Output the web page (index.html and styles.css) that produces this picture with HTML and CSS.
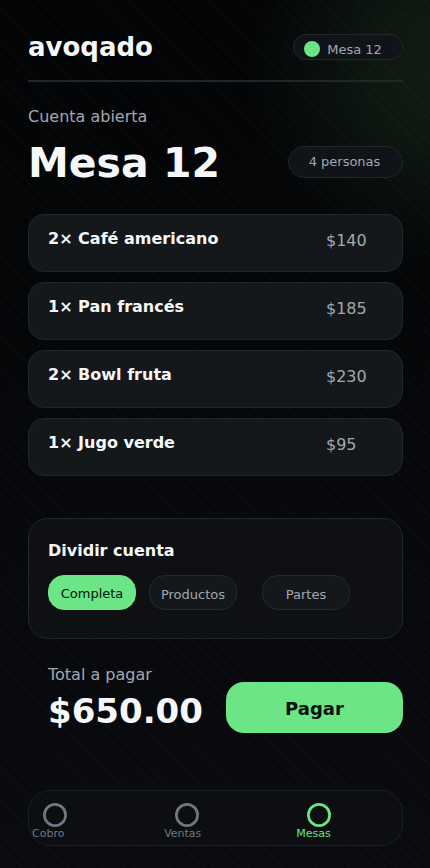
FILE: index.html
```html
<!DOCTYPE html>
<html lang="es">
<head>
<meta charset="utf-8">
<meta name="viewport" content="width=device-width, initial-scale=1">
<title>avoqado – Mesa 12</title>
<link rel="stylesheet" href="styles.css">
</head>
<body>
<div class="app">
  <header class="topbar">
    <span class="brand">avoqado</span>
    <span class="pill status"><span class="dot"></span>Mesa 12</span>
  </header>
  <main>
    <p class="eyebrow">Cuenta abierta</p>
    <div class="heading">
      <h1>Mesa 12</h1>
      <span class="pill guests">4 personas</span>
    </div>
    <ul class="items">
      <li class="item"><span class="name">2× Café americano</span><span class="price">$140</span></li>
      <li class="item"><span class="name">1× Pan francés</span><span class="price">$185</span></li>
      <li class="item"><span class="name">2× Bowl fruta</span><span class="price">$230</span></li>
      <li class="item"><span class="name">1× Jugo verde</span><span class="price">$95</span></li>
    </ul>
    <section class="split">
      <h2>Dividir cuenta</h2>
      <div class="chips">
        <button type="button" class="chip active">Completa</button>
        <button type="button" class="chip">Productos</button>
        <button type="button" class="chip">Partes</button>
      </div>
    </section>
    <section class="checkout">
      <div class="total">
        <p class="label">Total a pagar</p>
        <p class="amount">$650.00</p>
      </div>
      <button type="button" class="pay">Pagar</button>
    </section>
  </main>
  <nav class="tabs">
    <a href="#cobro" class="tab"><svg viewBox="0 0 24 24" aria-hidden="true"><circle cx="12" cy="12" r="10.6"/></svg>Cobro</a>
    <a href="#ventas" class="tab"><svg viewBox="0 0 24 24" aria-hidden="true"><circle cx="12" cy="12" r="10.6"/></svg>Ventas</a>
    <a href="#mesas" class="tab current" aria-current="page"><svg viewBox="0 0 24 24" aria-hidden="true"><circle cx="12" cy="12" r="10.6"/></svg>Mesas</a>
  </nav>
</div>
</body>
</html>
```
FILE: styles.css
```css
:root {
  --text: #f6f7f9;
  --muted: #a1a8b0;
  --line: #21262b;
  --green: #6be585;
}

* { box-sizing: border-box; margin: 0; padding: 0; }

body {
  font-family: "DejaVu Sans", sans-serif;
  font-size: 16px;
  color: var(--text);
  background: #050608;
}

.app {
  min-height: 100vh;
  padding: 34px 27px 22px 28px;
  background:
    repeating-linear-gradient(45deg, rgba(255, 255, 255, 0.018) 0 1px, transparent 1px 8px),
    radial-gradient(circle at 104% 8%, #101c13 0, rgba(15, 27, 18, 0.85) 70px, transparent 200px),
    linear-gradient(#030406, #040507 30%, #07080b 58%, #0a0b0f);
}

.topbar {
  display: flex;
  justify-content: space-between;
  align-items: flex-start;
  height: 48px;
  border-bottom: 2px solid var(--line);
}

.brand { font-size: 26px; font-weight: 700; line-height: 26px; }

.pill {
  display: flex;
  align-items: center;
  justify-content: center;
  border: 1px solid var(--line);
  border-radius: 16px;
  background: #101318;
  color: var(--muted);
  font-size: 13px;
}

.status { width: 110px; height: 26px; padding-top: 4px; padding-right: 10px; gap: 7px; }
.dot { width: 16px; height: 16px; border-radius: 50%; background: var(--green); }

.eyebrow { margin-top: 25px; line-height: 20px; color: var(--muted); }

.heading { display: flex; justify-content: space-between; align-items: center; height: 69px; }
h1 { padding-top: 2px; font-size: 41px; line-height: 48px; }
.guests { width: 115px; height: 32px; padding-right: 2px; }

.items { list-style: none; display: grid; gap: 10px; margin-top: 18px; }

.item {
  display: flex;
  justify-content: space-between;
  height: 58px;
  padding: 14px 19px;
  border: 1px solid var(--line);
  border-radius: 16px;
  background: #14181b;
  line-height: 20px;
}
.name { font-weight: 700; }
.price { width: 57px; padding-top: 2px; color: var(--muted); }

.split {
  margin-top: 42px;
  padding: 22px 19px 28px;
  border: 1px solid var(--line);
  border-radius: 20px;
  background: #0e1014;
}
h2 { font-size: 16px; line-height: 20px; }

.chips { display: flex; gap: 13px; margin-top: 14px; }
.chip {
  width: 88px;
  height: 35px;
  padding-top: 4px;
  border: 1px solid #22282c;
  border-radius: 16px;
  background: #14181b;
  color: var(--muted);
  font: 13px "DejaVu Sans", sans-serif;
}
.chip:last-child { margin-left: 12px; }
.chip.active { padding-top: 2px; border-color: var(--green); background: var(--green); color: #06120a; }

.checkout { display: flex; justify-content: space-between; margin-top: 26px; padding-left: 20px; }
.label { line-height: 20px; color: var(--muted); }
.amount { margin-top: 6px; font-size: 34px; font-weight: 700; line-height: 40px; }
.pay {
  width: 177px;
  height: 51px;
  margin-top: 17px;
  padding-top: 2px;
  border: 0;
  border-radius: 18px;
  background: var(--green);
  color: #06120a;
  font: 700 18px "DejaVu Sans", sans-serif;
}

.tabs {
  display: grid;
  grid-template-columns: 35fr 35fr 28fr;
  height: 56px;
  margin-top: 57px;
  padding-left: 3px;
  border: 1px solid #1b1f24;
  border-radius: 22px;
  background: #0c0e12;
}
.tab {
  padding-top: 12px;
  color: #6f7882;
  font-size: 11px;
  line-height: 14px;
  text-decoration: none;
}
.tab svg { display: block; width: 24px; height: 24px; margin-left: 11px; fill: none; stroke: currentColor; stroke-width: 2.7; }
.tab.current { color: var(--green); }
```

◆ **REQUIREMENT**: Give an exact reproduction of every line, leaving out any picture.

◆ **EXERCISE RESPONSE**:
Output the web page (index.html and styles.css) that produces this picture with HTML and CSS.
FILE: index.html
```html
<!DOCTYPE html>
<html lang="es">
<head>
<meta charset="utf-8">
<meta name="viewport" content="width=device-width, initial-scale=1">
<title>avoqado – Mesa 12</title>
<link rel="stylesheet" href="styles.css">
</head>
<body>
<div class="app">
  <header class="topbar">
    <span class="brand">avoqado</span>
    <span class="pill status"><span class="dot"></span>Mesa 12</span>
  </header>
  <main>
    <p class="eyebrow">Cuenta abierta</p>
    <div class="heading">
      <h1>Mesa 12</h1>
      <span class="pill guests">4 personas</span>
    </div>
    <ul class="items">
      <li class="item"><span class="name">2× Café americano</span><span class="price">$140</span></li>
      <li class="item"><span class="name">1× Pan francés</span><span class="price">$185</span></li>
      <li class="item"><span class="name">2× Bowl fruta</span><span class="price">$230</span></li>
      <li class="item"><span class="name">1× Jugo verde</span><span class="price">$95</span></li>
    </ul>
    <section class="split">
      <h2>Dividir cuenta</h2>
      <div class="chips">
        <button type="button" class="chip active">Completa</button>
        <button type="button" class="chip">Productos</button>
        <button type="button" class="chip">Partes</button>
      </div>
    </section>
    <section class="checkout">
      <div class="total">
        <p class="label">Total a pagar</p>
        <p class="amount">$650.00</p>
      </div>
      <button type="button" class="pay">Pagar</button>
    </section>
  </main>
  <nav class="tabs">
    <a href="#cobro" class="tab"><svg viewBox="0 0 24 24" aria-hidden="true"><circle cx="12" cy="12" r="10.6"/></svg>Cobro</a>
    <a href="#ventas" class="tab"><svg viewBox="0 0 24 24" aria-hidden="true"><circle cx="12" cy="12" r="10.6"/></svg>Ventas</a>
    <a href="#mesas" class="tab current" aria-current="page"><svg viewBox="0 0 24 24" aria-hidden="true"><circle cx="12" cy="12" r="10.6"/></svg>Mesas</a>
  </nav>
</div>
</body>
</html>
```
FILE: styles.css
```css
:root {
  --text: #f6f7f9;
  --muted: #a1a8b0;
  --line: #21262b;
  --green: #6be585;
}

* { box-sizing: border-box; margin: 0; padding: 0; }

body {
  font-family: "DejaVu Sans", sans-serif;
  font-size: 16px;
  color: var(--text);
  background: #050608;
}

.app {
  min-height: 100vh;
  padding: 34px 27px 22px 28px;
  background:
    repeating-linear-gradient(45deg, rgba(255, 255, 255, 0.018) 0 1px, transparent 1px 8px),
    radial-gradient(circle at 104% 8%, #101c13 0, rgba(15, 27, 18, 0.85) 70px, transparent 200px),
    linear-gradient(#030406, #040507 30%, #07080b 58%, #0a0b0f);
}

.topbar {
  display: flex;
  justify-content: space-between;
  align-items: flex-start;
  height: 48px;
  border-bottom: 2px solid var(--line);
}

.brand { font-size: 26px; font-weight: 700; line-height: 26px; }

.pill {
  display: flex;
  align-items: center;
  justify-content: center;
  border: 1px solid var(--line);
  border-radius: 16px;
  background: #101318;
  color: var(--muted);
  font-size: 13px;
}

.status { width: 110px; height: 26px; padding-top: 4px; padding-right: 10px; gap: 7px; }
.dot { width: 16px; height: 16px; border-radius: 50%; background: var(--green); }

.eyebrow { margin-top: 25px; line-height: 20px; color: var(--muted); }

.heading { display: flex; justify-content: space-between; align-items: center; height: 69px; }
h1 { padding-top: 2px; font-size: 41px; line-height: 48px; }
.guests { width: 115px; height: 32px; padding-right: 2px; }

.items { list-style: none; display: grid; gap: 10px; margin-top: 18px; }

.item {
  display: flex;
  justify-content: space-between;
  height: 58px;
  padding: 14px 19px;
  border: 1px solid var(--line);
  border-radius: 16px;
  background: #14181b;
  line-height: 20px;
}
.name { font-weight: 700; }
.price { width: 57px; padding-top: 2px; color: var(--muted); }

.split {
  margin-top: 42px;
  padding: 22px 19px 28px;
  border: 1px solid var(--line);
  border-radius: 20px;
  background: #0e1014;
}
h2 { font-size: 16px; line-height: 20px; }

.chips { display: flex; gap: 13px; margin-top: 14px; }
.chip {
  width: 88px;
  height: 35px;
  padding-top: 4px;
  border: 1px solid #22282c;
  border-radius: 16px;
  background: #14181b;
  color: var(--muted);
  font: 13px "DejaVu Sans", sans-serif;
}
.chip:last-child { margin-left: 12px; }
.chip.active { padding-top: 2px; border-color: var(--green); background: var(--green); color: #06120a; }

.checkout { display: flex; justify-content: space-between; margin-top: 26px; padding-left: 20px; }
.label { line-height: 20px; color: var(--muted); }
.amount { margin-top: 6px; font-size: 34px; font-weight: 700; line-height: 40px; }
.pay {
  width: 177px;
  height: 51px;
  margin-top: 17px;
  padding-top: 2px;
  border: 0;
  border-radius: 18px;
  background: var(--green);
  color: #06120a;
  font: 700 18px "DejaVu Sans", sans-serif;
}

.tabs {
  display: grid;
  grid-template-columns: 35fr 35fr 28fr;
  height: 56px;
  margin-top: 57px;
  padding-left: 3px;
  border: 1px solid #1b1f24;
  border-radius: 22px;
  background: #0c0e12;
}
.tab {
  padding-top: 12px;
  color: #6f7882;
  font-size: 11px;
  line-height: 14px;
  text-decoration: none;
}
.tab svg { display: block; width: 24px; height: 24px; margin-left: 11px; fill: none; stroke: currentColor; stroke-width: 2.7; }
.tab.current { color: var(--green); }
```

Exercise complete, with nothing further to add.